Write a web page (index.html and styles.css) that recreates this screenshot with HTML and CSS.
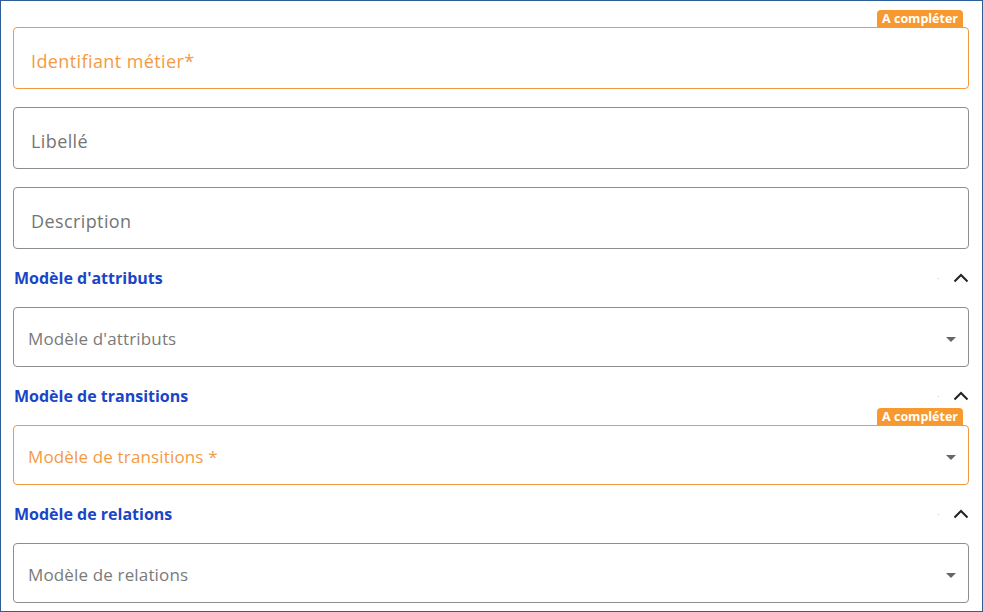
FILE: index.html
```html
<!DOCTYPE html>
<html lang="fr">
<head>
<meta charset="utf-8">
<title>Formulaire</title>
<link rel="stylesheet" href="styles.css">
</head>
<body>
<div class="frame">
  <div class="field">
    <span class="badge">A compléter</span>
    <div class="input input--todo">Identifiant métier*</div>
  </div>
  <div class="field">
    <div class="input">Libellé</div>
  </div>
  <div class="field">
    <div class="input">Description</div>
  </div>

  <div class="section-head">
    <span class="section-title">Modèle d'attributs</span>
    <span class="dot"></span>
    <svg class="chevron" width="16" height="10" viewBox="0 0 16 10"><path d="M1.5 8.5 L8 2 L14.5 8.5" fill="none" stroke="#222" stroke-width="2"/></svg>
  </div>
  <div class="field">
    <div class="select"><span>Modèle d'attributs</span><span class="caret"></span></div>
  </div>

  <div class="section-head">
    <span class="section-title">Modèle de transitions</span>
    <span class="dot"></span>
    <svg class="chevron" width="16" height="10" viewBox="0 0 16 10"><path d="M1.5 8.5 L8 2 L14.5 8.5" fill="none" stroke="#222" stroke-width="2"/></svg>
  </div>
  <div class="field">
    <span class="badge">A compléter</span>
    <div class="select select--todo"><span>Modèle de transitions *</span><span class="caret"></span></div>
  </div>

  <div class="section-head">
    <span class="section-title">Modèle de relations</span>
    <span class="dot"></span>
    <svg class="chevron" width="16" height="10" viewBox="0 0 16 10"><path d="M1.5 8.5 L8 2 L14.5 8.5" fill="none" stroke="#222" stroke-width="2"/></svg>
  </div>
  <div class="field">
    <div class="select"><span>Modèle de relations</span><span class="caret"></span></div>
  </div>
</div>
</body>
</html>
```
FILE: styles.css
```css
* { box-sizing: border-box; }
html, body { margin: 0; padding: 0; background: #fff; }
body {
  font-family: "Open Sans", "Noto Sans", sans-serif;
  font-variant-ligatures: none;
}

.frame {
  width: 983px;
  height: 612px;
  border: 1px solid #2d5e98;
  padding: 26px 13px 8px 12px;
  display: flex;
  flex-direction: column;
  gap: 18px;
  overflow: hidden;
}

.field { position: relative; }

.badge {
  position: absolute;
  right: 6px;
  top: -17px;
  height: 17px;
  padding: 0 5px;
  background: #f7992f;
  color: #fff;
  font-weight: 700;
  font-size: 12.5px;
  line-height: 17px;
  border-radius: 4px 4px 0 0;
}

.input {
  height: 62px;
  border: 1px solid #8e8e8e;
  border-radius: 4px;
  display: flex;
  align-items: center;
  padding-left: 17px;
  padding-top: 5px;
  font-size: 18px;
  letter-spacing: 0.4px;
  color: #757575;
}
.input--todo { border-color: #f29a3e; color: #f39a45; }

.section-head {
  height: 22px;
  display: flex;
  align-items: center;
  padding-left: 1px;
}
.section-title {
  flex: 1;
  font-weight: 700;
  font-size: 16px;
  color: #1a45c6;
}
.dot {
  width: 1px;
  height: 1px;
  background: #c8c8c8;
  margin-right: 14px;
}
.chevron { display: block; }

.select {
  height: 60px;
  border: 1px solid #8e8e8e;
  border-radius: 4px;
  display: flex;
  align-items: center;
  justify-content: space-between;
  padding: 2px 12px 0 14px;
  font-size: 17px;
  letter-spacing: 0.15px;
  color: #7a7a7a;
}
.select--todo { border-color: #f29a3e; color: #f39a45; }

.caret {
  width: 0;
  height: 0;
  border-left: 5px solid transparent;
  border-right: 5px solid transparent;
  border-top: 5px solid #666;
  margin-top: 2px;
}
```
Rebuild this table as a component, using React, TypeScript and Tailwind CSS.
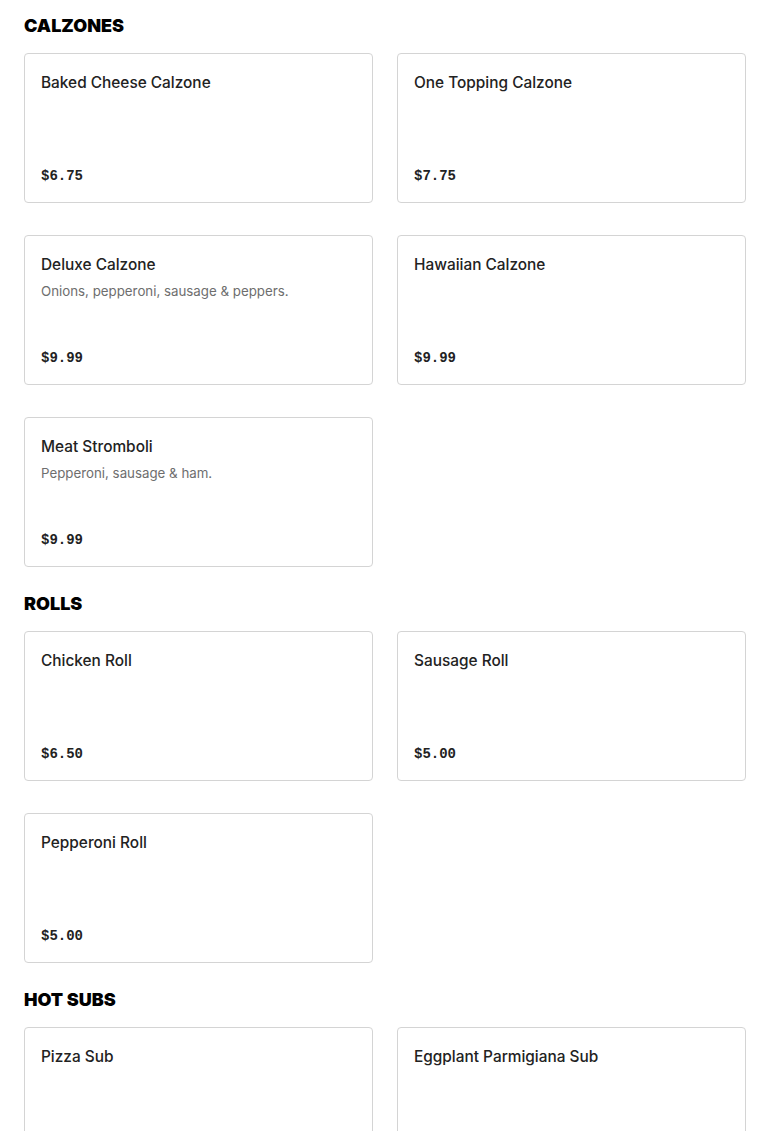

++++++++

_TO BE DONE:_ Reproduce the material above in full and without alteration, but skip all pictures.

_PROBLEM SOLUTION:_
Write a web page (index.html and styles.css) that recreates this screenshot with HTML and CSS.
FILE: index.html
```html
<!DOCTYPE html>
<html lang="fr">
<head>
<meta charset="utf-8">
<title>Formulaire</title>
<link rel="stylesheet" href="styles.css">
</head>
<body>
<div class="frame">
  <div class="field">
    <span class="badge">A compléter</span>
    <div class="input input--todo">Identifiant métier*</div>
  </div>
  <div class="field">
    <div class="input">Libellé</div>
  </div>
  <div class="field">
    <div class="input">Description</div>
  </div>

  <div class="section-head">
    <span class="section-title">Modèle d'attributs</span>
    <span class="dot"></span>
    <svg class="chevron" width="16" height="10" viewBox="0 0 16 10"><path d="M1.5 8.5 L8 2 L14.5 8.5" fill="none" stroke="#222" stroke-width="2"/></svg>
  </div>
  <div class="field">
    <div class="select"><span>Modèle d'attributs</span><span class="caret"></span></div>
  </div>

  <div class="section-head">
    <span class="section-title">Modèle de transitions</span>
    <span class="dot"></span>
    <svg class="chevron" width="16" height="10" viewBox="0 0 16 10"><path d="M1.5 8.5 L8 2 L14.5 8.5" fill="none" stroke="#222" stroke-width="2"/></svg>
  </div>
  <div class="field">
    <span class="badge">A compléter</span>
    <div class="select select--todo"><span>Modèle de transitions *</span><span class="caret"></span></div>
  </div>

  <div class="section-head">
    <span class="section-title">Modèle de relations</span>
    <span class="dot"></span>
    <svg class="chevron" width="16" height="10" viewBox="0 0 16 10"><path d="M1.5 8.5 L8 2 L14.5 8.5" fill="none" stroke="#222" stroke-width="2"/></svg>
  </div>
  <div class="field">
    <div class="select"><span>Modèle de relations</span><span class="caret"></span></div>
  </div>
</div>
</body>
</html>
```
FILE: styles.css
```css
* { box-sizing: border-box; }
html, body { margin: 0; padding: 0; background: #fff; }
body {
  font-family: "Open Sans", "Noto Sans", sans-serif;
  font-variant-ligatures: none;
}

.frame {
  width: 983px;
  height: 612px;
  border: 1px solid #2d5e98;
  padding: 26px 13px 8px 12px;
  display: flex;
  flex-direction: column;
  gap: 18px;
  overflow: hidden;
}

.field { position: relative; }

.badge {
  position: absolute;
  right: 6px;
  top: -17px;
  height: 17px;
  padding: 0 5px;
  background: #f7992f;
  color: #fff;
  font-weight: 700;
  font-size: 12.5px;
  line-height: 17px;
  border-radius: 4px 4px 0 0;
}

.input {
  height: 62px;
  border: 1px solid #8e8e8e;
  border-radius: 4px;
  display: flex;
  align-items: center;
  padding-left: 17px;
  padding-top: 5px;
  font-size: 18px;
  letter-spacing: 0.4px;
  color: #757575;
}
.input--todo { border-color: #f29a3e; color: #f39a45; }

.section-head {
  height: 22px;
  display: flex;
  align-items: center;
  padding-left: 1px;
}
.section-title {
  flex: 1;
  font-weight: 700;
  font-size: 16px;
  color: #1a45c6;
}
.dot {
  width: 1px;
  height: 1px;
  background: #c8c8c8;
  margin-right: 14px;
}
.chevron { display: block; }

.select {
  height: 60px;
  border: 1px solid #8e8e8e;
  border-radius: 4px;
  display: flex;
  align-items: center;
  justify-content: space-between;
  padding: 2px 12px 0 14px;
  font-size: 17px;
  letter-spacing: 0.15px;
  color: #7a7a7a;
}
.select--todo { border-color: #f29a3e; color: #f39a45; }

.caret {
  width: 0;
  height: 0;
  border-left: 5px solid transparent;
  border-right: 5px solid transparent;
  border-top: 5px solid #666;
  margin-top: 2px;
}
```
Rebuild this table as a component, using React, TypeScript and Tailwind CSS.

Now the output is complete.